A close relative of yours is fighting prostrate cancer. You believe their cancer may be connected to their living close to a paper and pulp mill. Working for Athena Health, a company that specializes in digital medical records, you have access to the medical histories of millions of people. Violating both company policy and probably some federal laws, you decide to examine some of these files to test your theory. For each of the 34 nearest pulp and paper mills in Georgia and the surrounding states, you download the medical histories of 14 randomly selected and currently deceased people that lived all of their lives within a 5 mile radius of the mill. You then find the proportion for each sample that were ever diagnosed with prostrate cancer. You have heard that nationally, the probability of a randomly selected person developing prostrate cancer in their lifetime is 13.97%, and believe your suspicions will be validated if you see any of your samples suggest the proportion is significantly higher than this -- say more than 26%.
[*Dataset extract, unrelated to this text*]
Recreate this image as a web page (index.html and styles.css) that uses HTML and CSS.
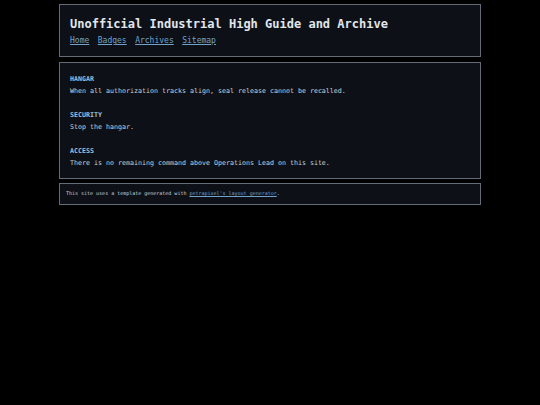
FILE: index.html
```html
<!DOCTYPE html>
<html lang="en">
<head>
    <meta charset="UTF-8">
    <meta name="viewport" content="width=device-width, initial-scale=1.0">
    <title>Unofficial Industrial High Guide and Archive</title>
    <link rel="stylesheet" href="styles.css">
</head>
<body>
    <div class="layout">
        <!-- header -->
        <header class="box site-header">
            <h1>Unofficial Industrial High Guide and Archive</h1>
            <nav class="site-nav">
                <a href="#">Home</a>
                <a href="#">Badges</a>
                <a href="#">Archives</a>
                <a href="#">Sitemap</a>
            </nav>
        </header>

        <!-- main -->
        <main class="box site-main">
            <section class="entry">
                <h2>HANGAR</h2>
                <p>When all authorization tracks align, seal release cannot be recalled.</p>
            </section>
            <section class="entry">
                <h2>SECURITY</h2>
                <p>Stop the hangar.</p>
            </section>
            <section class="entry">
                <h2>ACCESS</h2>
                <p>There is no remaining command above Operations Lead on this site.</p>
            </section>
        </main>

        <!-- footer -->
        <footer class="box site-footer">
            This site uses a template generated with <a href="#">petrapixel's layout generator</a>.
        </footer>
    </div>
</body>
</html>
```

FILE: styles.css
```css
* {
    margin: 0;
    padding: 0;
    box-sizing: border-box;
}

body {
    background: #000;
    color: #c9d1d9;
    font-family: 'DejaVu Sans Mono', 'Liberation Mono', monospace;
    padding-top: 4px;
}

.layout {
    width: 422px;
    margin: 0 auto;
    display: flex;
    flex-direction: column;
    gap: 4px;
}

.box {
    background: #0d1117;
    border: 1px solid #646d77;
}

a {
    color: #72a2c9;
    text-decoration: underline;
}

.site-header {
    padding: 11px 10px 9px;
}

.site-header h1 {
    font-size: 12px;
    line-height: 17px;
    font-weight: bold;
    color: #e1e6eb;
}

.site-nav {
    display: flex;
    gap: 8.5px;
    margin-top: 2px;
    font-size: 8px;
    line-height: 12px;
}

.site-main {
    margin-top: 1px;
    padding: 10px 10px 9px;
    font-size: 6.65px;
    line-height: 12px;
}

.entry + .entry {
    margin-top: 12px;
}

.entry h2 {
    font-size: 6.65px;
    font-weight: bold;
    color: #a3c0d8;
    line-height: 12px;
}

.site-footer {
    padding: 5px 6px 6px;
    font-size: 5px;
    line-height: 9px;
}
```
Use Excel to simulate the proportions of these 34 samples under an assumption that there is actually no connection between living close to a paper and pulp mill and developing prostrate cancer.
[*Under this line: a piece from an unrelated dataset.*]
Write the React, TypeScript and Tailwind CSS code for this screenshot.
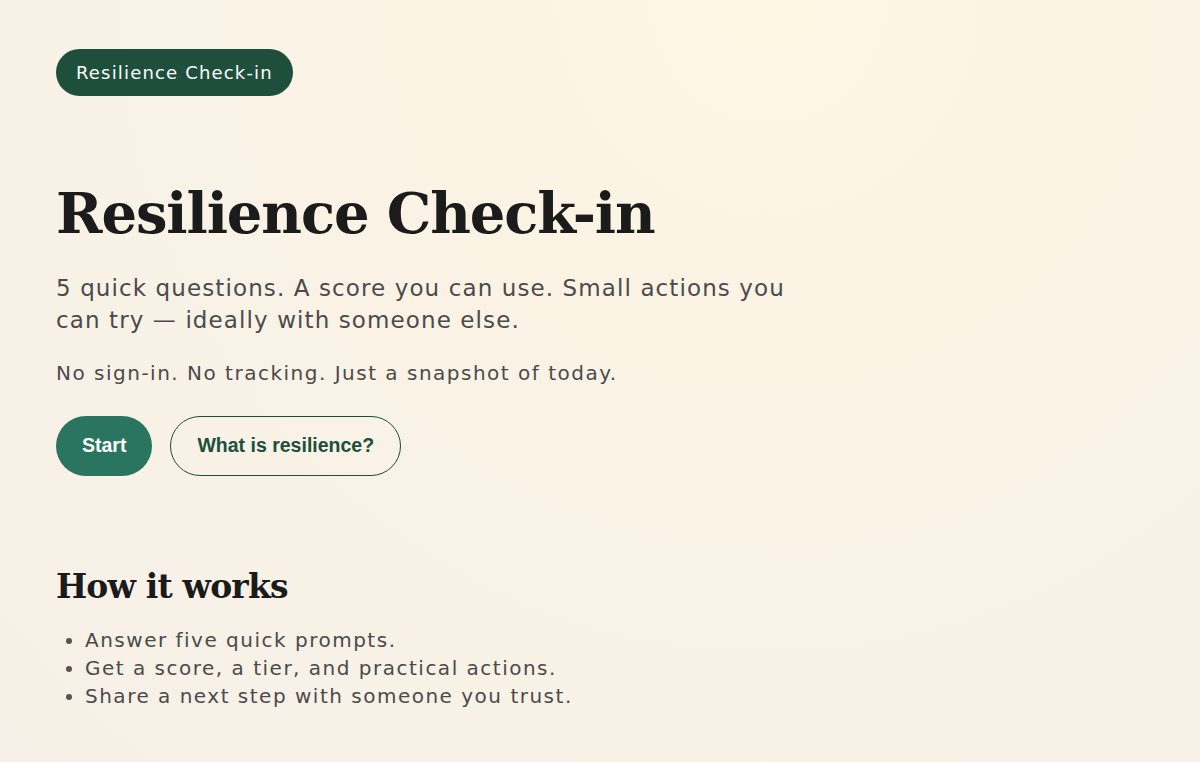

Had the results of your simulations been the real data examined, what would the conclusions drawn from that data have been? Is this surprising?
Explain how a simulation like the one you conducted could suggest that there was a connection between paper and pulp mills and developing cancer, when you made the explicit assumption that there was no connection between these two things.
Decide on a change that you believe will reduce the chance of this type of "false positive" result, and then on a second Excel sheet, enact that change. Did your change work as expected? Explain.